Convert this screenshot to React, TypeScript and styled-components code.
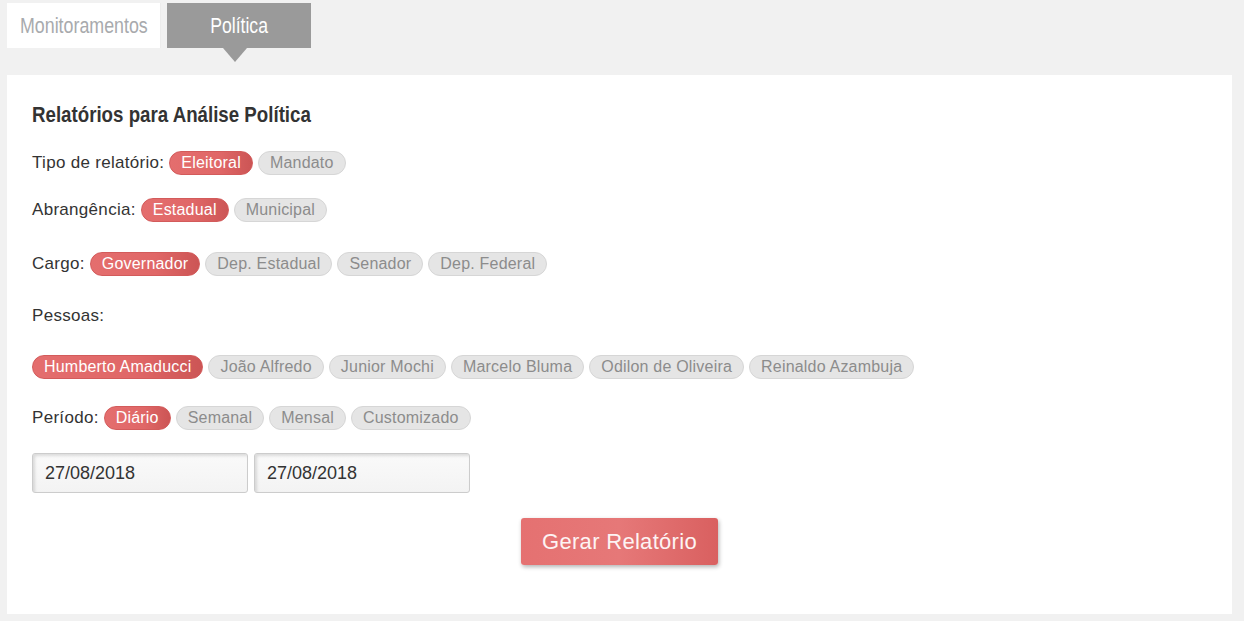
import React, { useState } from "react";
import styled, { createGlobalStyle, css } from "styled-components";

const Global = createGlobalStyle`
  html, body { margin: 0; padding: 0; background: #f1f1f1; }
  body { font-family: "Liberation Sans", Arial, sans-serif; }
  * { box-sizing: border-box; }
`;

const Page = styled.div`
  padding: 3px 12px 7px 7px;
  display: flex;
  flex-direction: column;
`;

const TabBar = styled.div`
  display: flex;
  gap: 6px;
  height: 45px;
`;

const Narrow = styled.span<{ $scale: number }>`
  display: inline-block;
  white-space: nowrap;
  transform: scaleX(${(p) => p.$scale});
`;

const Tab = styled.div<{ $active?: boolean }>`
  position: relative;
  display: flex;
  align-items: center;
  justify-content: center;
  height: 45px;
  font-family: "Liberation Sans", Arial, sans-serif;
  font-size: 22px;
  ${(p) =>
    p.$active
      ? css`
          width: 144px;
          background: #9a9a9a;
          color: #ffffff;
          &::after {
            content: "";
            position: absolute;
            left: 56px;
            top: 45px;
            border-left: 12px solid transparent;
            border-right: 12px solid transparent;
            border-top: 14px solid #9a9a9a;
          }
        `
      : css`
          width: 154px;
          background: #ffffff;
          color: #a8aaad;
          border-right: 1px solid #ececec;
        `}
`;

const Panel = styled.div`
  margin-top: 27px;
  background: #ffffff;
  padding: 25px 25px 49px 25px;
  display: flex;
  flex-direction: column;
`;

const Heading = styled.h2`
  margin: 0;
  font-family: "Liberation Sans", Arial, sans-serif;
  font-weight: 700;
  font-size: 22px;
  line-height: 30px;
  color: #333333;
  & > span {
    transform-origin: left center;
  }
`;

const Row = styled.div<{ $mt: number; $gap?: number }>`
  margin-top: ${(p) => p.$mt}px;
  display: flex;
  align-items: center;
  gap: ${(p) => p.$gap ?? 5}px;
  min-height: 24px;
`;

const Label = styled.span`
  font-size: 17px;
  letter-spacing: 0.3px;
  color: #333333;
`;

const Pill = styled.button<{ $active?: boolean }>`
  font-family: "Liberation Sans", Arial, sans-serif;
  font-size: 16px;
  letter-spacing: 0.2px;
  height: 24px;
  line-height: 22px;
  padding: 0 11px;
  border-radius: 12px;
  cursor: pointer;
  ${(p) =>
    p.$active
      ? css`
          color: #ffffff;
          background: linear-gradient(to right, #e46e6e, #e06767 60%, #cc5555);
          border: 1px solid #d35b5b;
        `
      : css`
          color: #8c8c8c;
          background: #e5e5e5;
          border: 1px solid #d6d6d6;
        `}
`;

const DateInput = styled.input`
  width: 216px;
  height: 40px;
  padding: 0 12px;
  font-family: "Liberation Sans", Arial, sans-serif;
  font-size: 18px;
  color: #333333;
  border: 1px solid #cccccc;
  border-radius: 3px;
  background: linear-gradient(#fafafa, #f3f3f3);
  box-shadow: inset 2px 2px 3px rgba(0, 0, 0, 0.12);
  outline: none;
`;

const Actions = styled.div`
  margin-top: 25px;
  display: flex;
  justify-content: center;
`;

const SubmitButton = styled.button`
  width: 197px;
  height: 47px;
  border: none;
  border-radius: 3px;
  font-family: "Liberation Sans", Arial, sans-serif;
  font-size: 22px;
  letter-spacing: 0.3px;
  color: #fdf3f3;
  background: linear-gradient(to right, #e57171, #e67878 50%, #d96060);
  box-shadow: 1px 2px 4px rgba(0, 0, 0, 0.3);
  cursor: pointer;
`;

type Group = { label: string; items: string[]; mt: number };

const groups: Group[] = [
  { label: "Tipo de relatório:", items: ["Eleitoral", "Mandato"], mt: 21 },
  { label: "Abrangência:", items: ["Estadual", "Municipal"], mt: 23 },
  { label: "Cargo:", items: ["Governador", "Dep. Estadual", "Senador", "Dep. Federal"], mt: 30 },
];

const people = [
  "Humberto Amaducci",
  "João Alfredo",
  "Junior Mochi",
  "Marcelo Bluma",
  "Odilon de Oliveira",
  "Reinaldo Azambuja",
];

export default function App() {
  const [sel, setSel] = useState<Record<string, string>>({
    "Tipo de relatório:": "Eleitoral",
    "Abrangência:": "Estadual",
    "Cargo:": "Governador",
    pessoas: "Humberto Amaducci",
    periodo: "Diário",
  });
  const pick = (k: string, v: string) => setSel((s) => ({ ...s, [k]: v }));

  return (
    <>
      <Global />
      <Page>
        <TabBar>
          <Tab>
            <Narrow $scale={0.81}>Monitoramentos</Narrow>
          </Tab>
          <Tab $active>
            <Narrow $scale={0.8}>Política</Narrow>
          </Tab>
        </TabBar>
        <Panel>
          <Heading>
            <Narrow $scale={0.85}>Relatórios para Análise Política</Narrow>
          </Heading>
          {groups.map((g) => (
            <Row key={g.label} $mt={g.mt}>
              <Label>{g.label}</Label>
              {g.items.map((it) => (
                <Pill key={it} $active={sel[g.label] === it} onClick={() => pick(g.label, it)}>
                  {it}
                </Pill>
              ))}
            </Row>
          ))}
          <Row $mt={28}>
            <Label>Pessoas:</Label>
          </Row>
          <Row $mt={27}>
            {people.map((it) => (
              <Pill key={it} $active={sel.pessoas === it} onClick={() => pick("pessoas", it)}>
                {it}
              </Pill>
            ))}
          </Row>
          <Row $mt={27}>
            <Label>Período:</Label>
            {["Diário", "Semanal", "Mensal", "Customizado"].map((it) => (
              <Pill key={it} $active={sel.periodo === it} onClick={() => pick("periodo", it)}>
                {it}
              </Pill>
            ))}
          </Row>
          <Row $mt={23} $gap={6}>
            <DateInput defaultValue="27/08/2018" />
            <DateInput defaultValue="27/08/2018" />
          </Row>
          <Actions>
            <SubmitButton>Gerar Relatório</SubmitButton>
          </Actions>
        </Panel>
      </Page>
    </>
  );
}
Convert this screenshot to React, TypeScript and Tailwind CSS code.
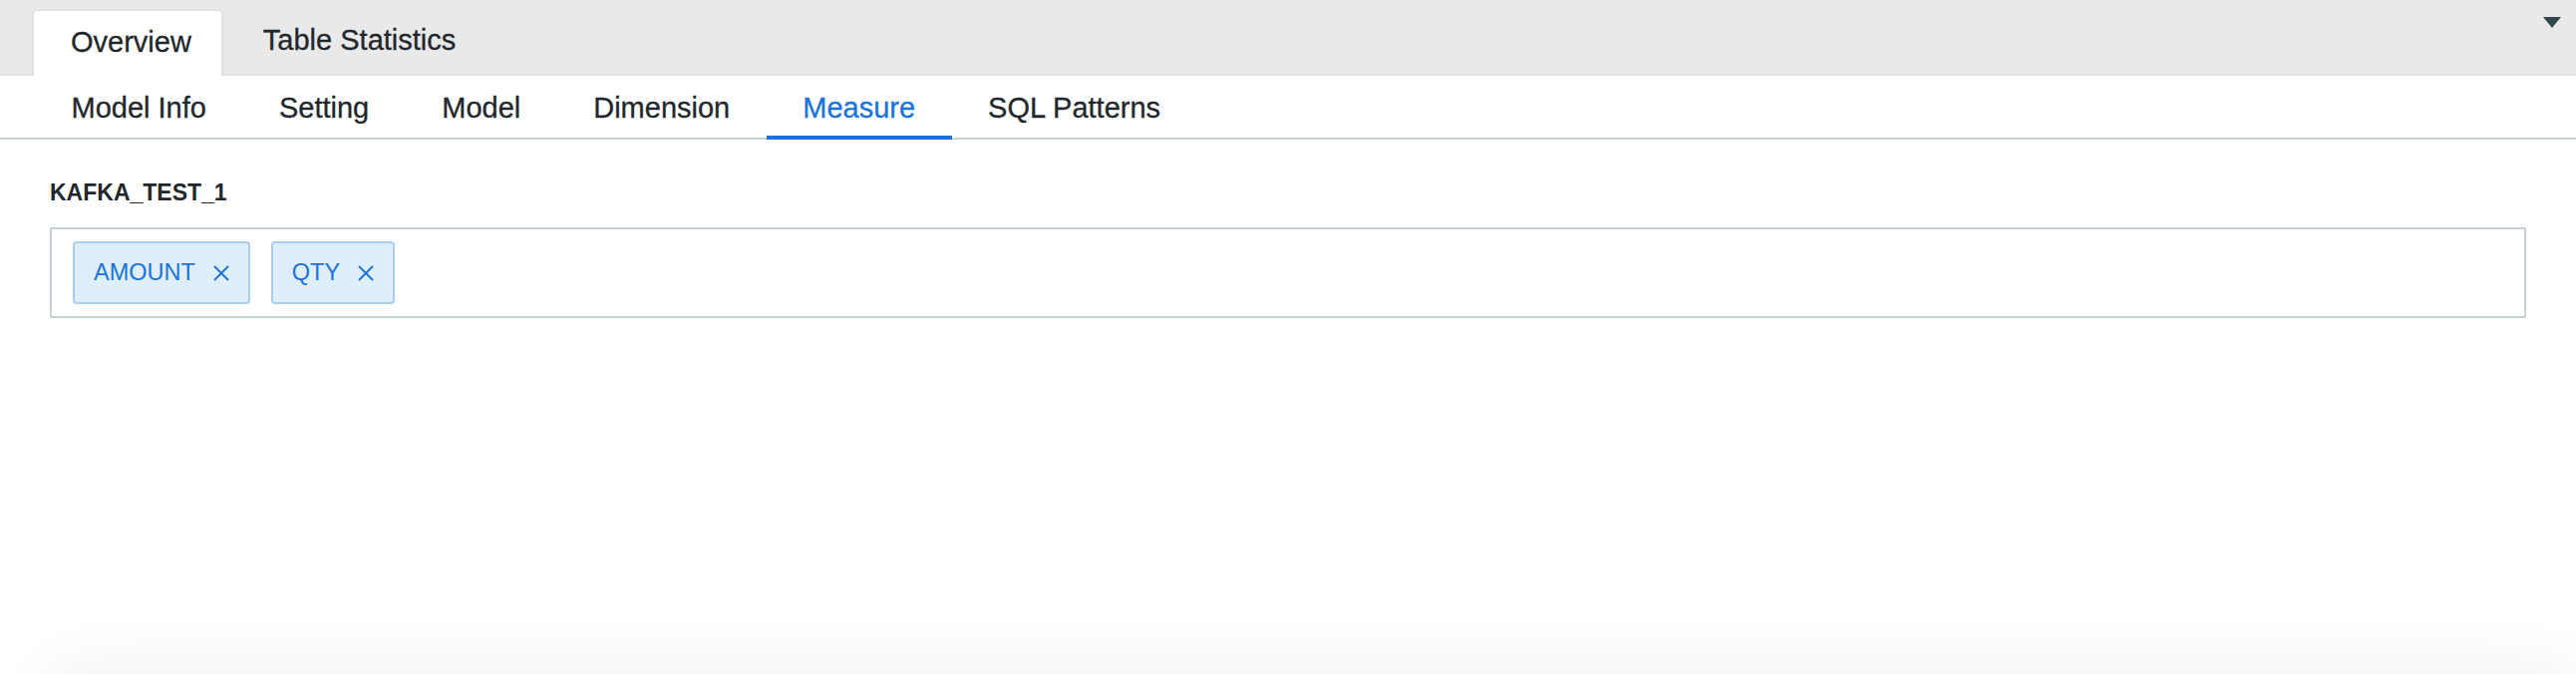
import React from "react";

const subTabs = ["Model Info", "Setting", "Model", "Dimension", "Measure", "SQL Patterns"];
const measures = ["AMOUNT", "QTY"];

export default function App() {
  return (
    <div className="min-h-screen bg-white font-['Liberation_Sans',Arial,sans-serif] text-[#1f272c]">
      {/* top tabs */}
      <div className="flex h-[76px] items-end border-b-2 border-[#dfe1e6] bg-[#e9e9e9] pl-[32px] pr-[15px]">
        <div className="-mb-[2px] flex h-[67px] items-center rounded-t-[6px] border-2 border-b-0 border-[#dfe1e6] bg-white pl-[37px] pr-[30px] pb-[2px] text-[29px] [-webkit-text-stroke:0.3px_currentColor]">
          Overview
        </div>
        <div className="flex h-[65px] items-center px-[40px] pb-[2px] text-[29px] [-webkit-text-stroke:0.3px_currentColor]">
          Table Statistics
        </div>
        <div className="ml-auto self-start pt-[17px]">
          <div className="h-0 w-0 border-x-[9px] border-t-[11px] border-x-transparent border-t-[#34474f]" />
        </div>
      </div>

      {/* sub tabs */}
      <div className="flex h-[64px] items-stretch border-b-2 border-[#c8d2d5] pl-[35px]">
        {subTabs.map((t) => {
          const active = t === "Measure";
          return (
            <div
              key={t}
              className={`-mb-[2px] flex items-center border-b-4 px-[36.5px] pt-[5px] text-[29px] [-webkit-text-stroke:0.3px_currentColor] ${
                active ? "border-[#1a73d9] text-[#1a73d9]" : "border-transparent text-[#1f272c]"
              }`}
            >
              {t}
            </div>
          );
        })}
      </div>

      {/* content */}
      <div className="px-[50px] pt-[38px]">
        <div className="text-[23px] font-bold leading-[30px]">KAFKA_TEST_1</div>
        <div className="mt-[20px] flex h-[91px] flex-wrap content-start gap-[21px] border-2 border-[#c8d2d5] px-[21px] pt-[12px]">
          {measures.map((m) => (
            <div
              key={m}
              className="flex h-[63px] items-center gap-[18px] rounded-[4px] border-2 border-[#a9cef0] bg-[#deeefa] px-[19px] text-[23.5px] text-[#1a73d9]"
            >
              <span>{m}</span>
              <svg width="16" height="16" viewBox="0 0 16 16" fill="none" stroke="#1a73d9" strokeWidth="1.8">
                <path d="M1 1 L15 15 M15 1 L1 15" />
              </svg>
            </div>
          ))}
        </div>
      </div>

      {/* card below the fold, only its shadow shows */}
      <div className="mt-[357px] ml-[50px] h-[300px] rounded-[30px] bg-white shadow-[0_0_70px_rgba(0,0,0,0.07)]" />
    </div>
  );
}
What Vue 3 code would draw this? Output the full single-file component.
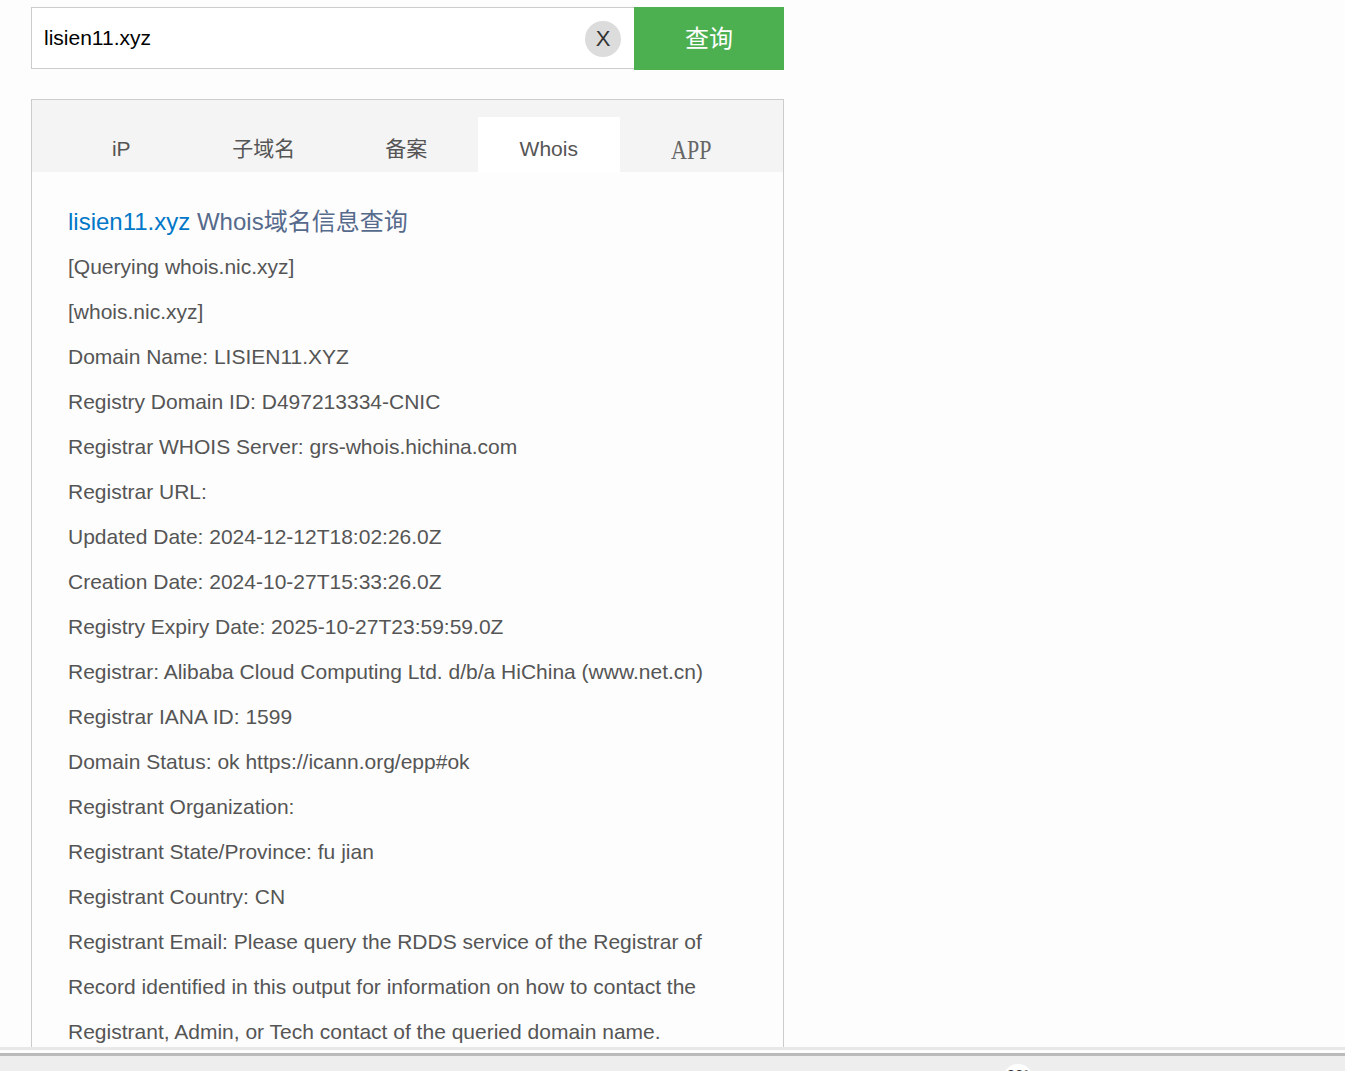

EXERCISE
In the entries above, find every line with the word "components" and list it.

ANSWER TO THIS EXERCISE
Convert this screenshot to React, TypeScript and styled-components code.
import styled, { createGlobalStyle, css } from "styled-components";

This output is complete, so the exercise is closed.